OK, don't put the armed guard at the front door (just as bank guards are not at the banks' front doors).
And "a gun that sure does hit whom it aims at." The gun doesn't aim itself. The crazy shooter of children aimed the gun. Lefty writers often use the passive when talking about items they don't like (SUVs, guns) and attribute to them action which only the person using them could have supplied. It's part, I think, of the magical thinking of the left, that the mere existence of guns has a deleterious effect on those near them (which seems the reason for not wanting armed guards at schools) and further, if only the guns were regulated, no small amount of criminal activity would cease. The results of gun banning has just the opposite effect. In normally very law abiding England and Wales, in a decade, gun related offenses nearly doubled and this was after a near complete ban on gun ownership was put in place. It is very difficult to own a gun in Chicago, for example, (and until the McDonald Supreme Court case, handgun ownership was banned) but the murder rate there of teenagers or younger, by handguns, is such that the sad toll at the Sandy Hook school was equaled every 7 weeks this year, and it was worse last year.

The real problem with Lupica's reasoning here, if I can call it reasoning is that he completely replaces logical relations with rampant emotion.
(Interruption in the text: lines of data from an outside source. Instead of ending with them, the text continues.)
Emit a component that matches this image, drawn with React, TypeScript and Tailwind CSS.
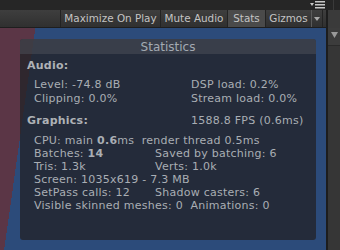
import React from "react";

const font = { fontFamily: '"DejaVu Sans", Verdana, sans-serif' };

const ToolButton = ({
  label,
  active,
  className = "",
}: {
  label: string;
  active?: boolean;
  className?: string;
}) => (
  <div
    className={`h-full flex items-center justify-center border-l border-[#232323] text-[10.4px] text-[#c4c4c4] ${
      active ? "bg-[#4a4a4a]" : ""
    } ${className}`}
  >
    {label}
  </div>
);

const App = () => {
  return (
    <div
      className="w-[340px] h-[250px] overflow-hidden flex flex-col bg-[#282828]"
      style={font}
    >
      {/* title strip */}
      <div className="h-[10px] flex justify-end items-start bg-[#262626]">
        <svg width="16" height="9" viewBox="0 0 16 9" className="mr-[7px]">
          <polygon points="0,3 4,3 2,6" fill="#c8c8c8" />
          <rect x="5" y="1" width="10" height="1.5" fill="#c8c8c8" />
          <rect x="5" y="4" width="10" height="1.5" fill="#c8c8c8" />
          <rect x="5" y="7" width="10" height="1.5" fill="#c8c8c8" />
        </svg>
        <div className="w-px h-full bg-[#3a3a3a] mr-[6px]" />
      </div>

      <div className="flex flex-1">
        <div className="w-[326px] flex flex-col">
          {/* toolbar */}
          <div className="h-[18px] flex bg-[linear-gradient(#3e3e3e,#303030)] border-b border-[#1e1e1e]">
            <div className="w-[60px]" />
            <ToolButton label="Maximize On Play" className="w-[100px]" />
            <ToolButton label="Mute Audio" className="w-[67px]" />
            <ToolButton label="Stats" active className="w-[38px]" />
            <ToolButton label="Gizmos" className="w-[46px]" />
            <div className="w-[11px] h-full flex items-center justify-center border-l border-[#5a5a5a]">
              <svg width="6" height="4" viewBox="0 0 6 4">
                <polygon points="0,0 6,0 3,4" fill="#a8a8a8" />
              </svg>
            </div>
            <div className="flex-1 border-l border-[#232323]" />
          </div>

          {/* game view */}
          <div className="flex-1 pl-[20px] pt-[11px] bg-[linear-gradient(98deg,#5b3646_35px,#2c4b7a_35px)]">
            <div className="w-[296px] h-[201px] rounded-[3px] overflow-hidden flex flex-col bg-[rgba(34,34,40,0.78)] text-[11px] tracking-[0.25px] text-[#a9aeb4]">
              <div className="h-[15px] flex items-center justify-center bg-[rgba(75,78,88,0.55)] text-[12px] tracking-normal text-[#a3aab2]">
                Statistics
              </div>
              <div className="pl-[7px] pt-[5px] leading-[14px]">
                <div className="font-bold text-[#aeb2b6]">Audio:</div>
                <div className="mt-[5px] pl-[7px] grid grid-cols-[157px_1fr]">
                  <div>Level: -74.8 dB</div>
                  <div>DSP load: 0.2%</div>
                  <div>Clipping: 0.0%</div>
                  <div>Stream load: 0.0%</div>
                </div>
                <div className="mt-[8px] grid grid-cols-[164px_1fr]">
                  <div className="font-bold text-[#aeb2b6]">Graphics:</div>
                  <div>1588.8 FPS (0.6ms)</div>
                </div>
                <div className="mt-[6px] pl-[7px] leading-[13px] grid grid-cols-[121px_1fr]">
                  <div className="col-span-2 whitespace-pre">
                    CPU: main <b>0.6</b>ms  render thread 0.5ms
                  </div>
                  <div>
                    Batches: <b>14</b>
                  </div>
                  <div>Saved by batching: 6</div>
                  <div>Tris: 1.3k</div>
                  <div>Verts: 1.0k</div>
                  <div className="col-span-2">Screen: 1035x619 - 7.3 MB</div>
                  <div>SetPass calls: 12</div>
                  <div>Shadow casters: 6</div>
                  <div className="col-span-2 whitespace-pre">
                    Visible skinned meshes: 0  Animations: 0
                  </div>
                </div>
              </div>
            </div>
          </div>
        </div>

        {/* side panel */}
        <div className="flex-1 border-l-2 border-[#1d1d1d] bg-[#383838] flex flex-col">
          <div className="h-[18px] bg-[#3a3a3a]" />
          <div className="h-[18px] pl-[3px] pt-[4px] bg-[#3c3c3c] border-b border-[#2a2a2a]">
            <svg width="7" height="6" viewBox="0 0 7 6">
              <polygon points="0,0 7,0 3.5,6" fill="#9a9a9a" />
            </svg>
          </div>
          <div className="flex-1 bg-[#363636]" />
        </div>
      </div>
    </div>
  );
};

export default App;
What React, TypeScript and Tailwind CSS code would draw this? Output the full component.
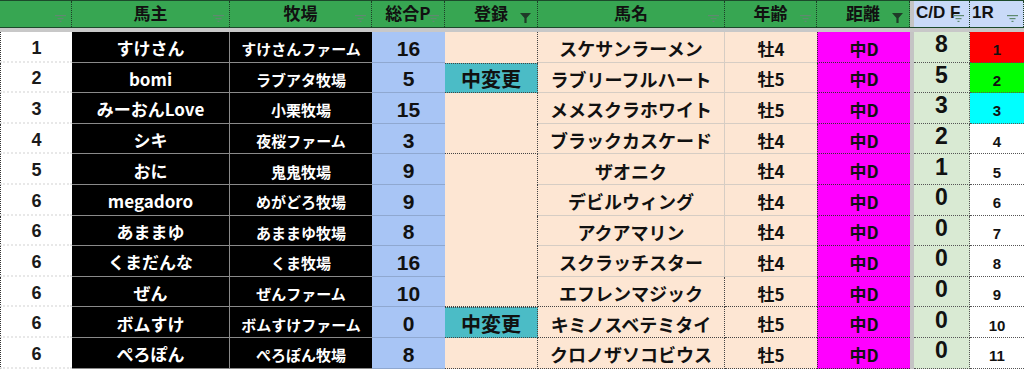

Just as he praises the very brave behavior of the adults killed at Sandy Hook defending the children, even though their sacrifice did the children no good at all, he also praises the feel good legislation he wants, banning mean looking guns, as the right thing to do, even though it will do no good to prevent future gun violence. And he's so sure in his ignorance that he is right, anyone who thinks differently is a cowardly, lying, slobbering idiot.

And, as I said at the beginning, this faux argument is representative of the extreme fringe on the left who wish to ignore reason, the real world and the Constitution because they don't like guns.